Future goals in this field include assessment of the intrapulmonary and extrapulmonary deposition to define and standardize the administration technique (i.e., whether it is necessary to adapt mechanical ventilation characteristics). Human lung deposition studies should be promoted as a “bridge” between in vitro and clinical efficacy studies [
78]. While pharmacokinetics studies are limited to the assessment of whole lung deposition, scintigraphic studies may help to assess the deposition of the aerosol in different locations from the ventilator circuit to the patient. Combining a high-resolution computed tomography (CT) scan with SPECT-CT acquisitions may provide essential information on anatomical regional lung deposition (lobar analysis). However, the radioactivity exposure should be discussed [
79]. Further studies are needed to test emerging devices (e.g., inspiratory synchronized nebulizers, dry powder inhalers and spacers), new drug formulations (e.g., inhalable liposome formulations or nanoparticles) and anti-infective agents (e.g., antibodies, phages). Studies aimed at developing personalized medicine may offer the possibility to confirm the ability to reach the distal airways, especially in the pathologic area (healthy vs infected lungs or focal vs diffuse infections).
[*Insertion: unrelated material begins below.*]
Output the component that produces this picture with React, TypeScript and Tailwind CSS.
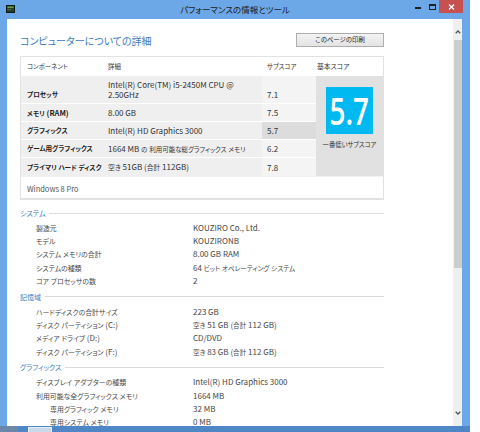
import React from "react";

const JP = "font-['Noto_Sans_CJK_JP','Noto_Sans',sans-serif] [font-feature-settings:'palt']";

type Row = { label: string; value: string; indent?: boolean };

const sections: { title: string; rows: Row[] }[] = [
  {
    title: "システム",
    rows: [
      { label: "製造元", value: "KOUZIRO Co., Ltd." },
      { label: "モデル", value: "KOUZIRONB" },
      { label: "システム メモリの合計", value: "8.00 GB RAM" },
      { label: "システムの種類", value: "64 ビット オペレーティング システム" },
      { label: "コア プロセッサの数", value: "2" },
    ],
  },
  {
    title: "記憶域",
    rows: [
      { label: "ハードディスクの合計サイズ", value: "223 GB" },
      { label: "ディスク パーティション (C:)", value: "空き 51 GB (合計 112 GB)" },
      { label: "メディア ドライブ (D:)", value: "CD/DVD" },
      { label: "ディスク パーティション (F:)", value: "空き 83 GB (合計 112 GB)" },
    ],
  },
  {
    title: "グラフィックス",
    rows: [
      { label: "ディスプレイ アダプターの種類", value: "Intel(R) HD Graphics 3000" },
      { label: "利用可能な全グラフィックス メモリ", value: "1664 MB" },
      { label: "専用グラフィック メモリ", value: "32 MB", indent: true },
      { label: "専用システム メモリ", value: "0 MB", indent: true },
    ],
  },
];

/** Renders Japanese runs at a smaller size than the Latin runs around them. */
function M({ t, j }: { t: string; j: string }) {
  const parts = t.split(/([\u3000-\u30ff\u3400-\u9fff\uff00-\uffef]+)/);
  return (
    <>
      {parts.map((p, i) =>
        i % 2 === 1 ? (
          <span key={i} className={j}>
            {p}
          </span>
        ) : (
          <React.Fragment key={i}>{p}</React.Fragment>
        )
      )}
    </>
  );
}

function TitleBar() {
  return (
    <div className="h-[19px] flex items-start shrink-0">
      <div className="w-[60px] pl-[6px] pt-[5px]">
        <svg width="9" height="8" viewBox="0 0 9 8">
          <rect x="0.5" y="0.5" width="8" height="7" fill="#24402c" stroke="#0e1a12" />
          <rect x="1.5" y="1.5" width="6" height="1.5" fill="#5fa05a" />
          <rect x="1.5" y="4" width="4" height="1" fill="#3e6e45" />
        </svg>
      </div>
      <div className="flex-1 text-center text-[8.5px] leading-[19px] text-[#1b1b1b]">
        パフォーマンスの情報とツール
      </div>
      <div className="w-[60px] flex items-start justify-end pr-[7px]">
        <div className="w-[14px] h-[13px] flex items-center justify-center">
          <div className="w-[6px] h-[2px] bg-[#1f1f1f] mt-[2px]" />
        </div>
        <div className="w-[14px] h-[13px] flex items-center justify-center">
          <div className="w-[7px] h-[6px] border border-[#1f1f1f] border-t-2" />
        </div>
        <div className="w-[24px] h-[13px] bg-[#c75050] flex items-center justify-center">
          <svg width="7" height="6" viewBox="0 0 7 6">
            <path d="M1 0.5 L6 5.5 M6 0.5 L1 5.5" stroke="#fff" strokeWidth="1.4" />
          </svg>
        </div>
      </div>
    </div>
  );
}

function Scrollbar() {
  return (
    <div className="w-[9px] bg-[#efefef] flex flex-col items-stretch">
      <div className="h-[21px] flex items-center justify-center pt-[4px]">
        <svg width="6" height="4" viewBox="0 0 6 4">
          <path d="M0.7 3.3 L3 1 L5.3 3.3" stroke="#555" strokeWidth="1.3" fill="none" />
        </svg>
      </div>
      <div className="h-[228px] bg-[#cdcdcd] mx-[0.5px]" />
      <div className="flex-1" />
      <div className="h-[21px] flex items-center justify-center pb-[6px]">
        <svg width="6" height="4" viewBox="0 0 6 4">
          <path d="M0.7 0.7 L3 3 L5.3 0.7" stroke="#555" strokeWidth="1.3" fill="none" />
        </svg>
      </div>
    </div>
  );
}

function ScoreTable() {
  const lab = "flex items-center pl-[6px] bg-[#efefef] font-bold text-[#1e1e1e] text-[6.6px] whitespace-nowrap";
  const det = "flex items-center pl-[4px] bg-[#efefef] text-[#333] whitespace-nowrap";
  const sub = "flex items-center pl-[5px] text-[#333]";
  return (
    <div className="mt-[9px] w-[364px] border border-[#e2e2e2] border-b-2 bg-white text-[8px]">
      <div className="grid grid-cols-[83px_158px_54px_67px] h-[19px] items-center text-[#333] text-[6.4px]">
        <div className="pl-[6px]">コンポーネント</div>
        <div className="pl-[4px]">詳細</div>
        <div className="pl-[5px]">サブスコア</div>
        <div className="pl-[1px] text-[6.8px]">基本スコア</div>
      </div>
      <div className="grid grid-cols-[83px_158px_54px_67px] grid-rows-[27px_17px_17px_17px_18px] gap-y-px bg-white leading-[9px]">
        <div className={`${lab} items-end pb-[4px]`}>プロセッサ</div>
        <div className={det}>
          <div className="leading-[9.5px]">
            Intel(R) Core(TM) i5-2450M CPU @
            <br />
            2.50GHz
          </div>
        </div>
        <div className={`${sub} items-end pb-[4px] bg-[#f4f4f4]`}>7.1</div>
        <div className="row-span-5 col-start-4 row-start-1 bg-[#e1e1e1] flex flex-col items-center pt-[11px]">
          <div className="w-[47px] h-[47px] bg-[#00b9f1] flex items-center justify-center">
            <span className="text-white text-[37px] leading-none font-['Open_Sans',sans-serif] font-semibold scale-x-[0.75]">5.7</span>
          </div>
          <div className="mt-[6px] text-[6.3px] text-[#333] whitespace-nowrap">一番低いサブスコア</div>
        </div>

        <div className="flex items-center pl-[6px] bg-[#efefef] font-bold text-[#1e1e1e] text-[7.6px] whitespace-nowrap">
          <span>
            <M t="メモリ (RAM)" j="text-[6.6px]" />
          </span>
        </div>
        <div className={det}>8.00 GB</div>
        <div className={`${sub} bg-[#f4f4f4]`}>7.5</div>

        <div className={lab}>グラフィックス</div>
        <div className={det}>Intel(R) HD Graphics 3000</div>
        <div className={`${sub} bg-[#dcdcdc]`}>5.7</div>

        <div className={lab}>ゲーム用グラフィックス</div>
        <div className={det}>
          <span>
            <M t="1664 MB の 利用可能な総グラフィックス メモリ" j="text-[6.5px]" />
          </span>
        </div>
        <div className={`${sub} bg-[#f4f4f4]`}>6.2</div>

        <div className={lab}>プライマリ ハード ディスク</div>
        <div className={det}>
          <span>
            <M t="空き 51GB (合計 112GB)" j="text-[6.8px]" />
          </span>
        </div>
        <div className={`${sub} bg-[#f4f4f4]`}>7.8</div>
      </div>
      <div className="h-[22px] flex items-center pt-[3px] pl-[6px] text-[#555] text-[7.5px] border-t border-[#f2f2f2]">
        Windows 8 Pro
      </div>
    </div>
  );
}

function Section({ title, rows, first }: { title: string; rows: Row[]; first?: boolean }) {
  return (
    <div className={first ? "mt-[7px]" : "mt-[3px]"}>
      <div className="flex items-center h-[12px] w-[364px] gap-[4px]">
        <span className="text-[7px] text-[#3a7cc2]">{title}</span>
        <div className="flex-1 h-px bg-[#dadada]" />
      </div>
      <div className="mt-[2px] flex flex-col">
        {rows.map((r) => (
          <div key={r.label} className="flex h-[13.4px] items-center text-[8px] text-[#474747]">
            <div className={`w-[173px] whitespace-nowrap ${r.indent ? "pl-[30px]" : "pl-[16px]"}`}>
              <M t={r.label} j="text-[6.9px]" />
            </div>
            <div className="whitespace-nowrap">
              <M t={r.value} j="text-[6.6px]" />
            </div>
          </div>
        ))}
      </div>
    </div>
  );
}

export default function App() {
  return (
    <div className={`w-[480px] h-[432px] bg-white overflow-hidden flex ${JP}`}>
      <div className="w-[470px] h-full bg-[#6ca7e8] flex flex-col">
        <TitleBar />
        <div className="flex flex-1 min-h-0 pl-[7px] pr-[8px]">
          <div className="flex-1 bg-white overflow-hidden pl-[13px] pt-[14px]">
            <div className="w-[364px] h-[14px] flex items-center justify-between">
              <span className="text-[10px] text-[#3a7cc2]">コンピューターについての詳細</span>
              <button className="w-[88px] h-[14px] border border-[#adadad] bg-gradient-to-b from-[#f3f3f3] to-[#e3e3e3] text-[6.4px] text-[#222] leading-none">
                このページの印刷
              </button>
            </div>
            <ScoreTable />
            {sections.map((s, i) => (
              <Section key={s.title} title={s.title} rows={s.rows} first={i === 0} />
            ))}
          </div>
          <Scrollbar />
        </div>
        <div className="h-[6px] bg-[#4f86c6] flex items-end gap-[10px] shrink-0">
          <div className="w-[18px] h-[6px] bg-[#6c87a8]" />
          <div className="w-[24px] h-[5px] bg-[#c9d8ea] border-t border-x border-[#e8eef6]" />
        </div>
      </div>
    </div>
  );
}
This systematic review has several limitations inherent to the heterogeneity of the studies. First, comparing lung delivery rates among studies is complicated due to variable characteristics known to influence aerosol delivery: the population (human vs animal, healthy lung vs pathologic change in the lung), the aerosol device, the aerodynamic or physicochemical properties of inhaled drugs and the deposition assessment methods [
6,
76]. Mechanical ventilation characteristics varied also among studies due to the evolution in the management of mechanically ventilated patients (ventilator settings and circuit) during the last 30 years and the absence of a standardized delivery technique. Second, the results from studies with small sample sizes are highly sensitive to confounding factors. The confounders were partially described and most studies did not calculate the needed sample size. The small sample size of the studies included in this review may have contributed to the variability in lung deposition observed in addition to these confounders.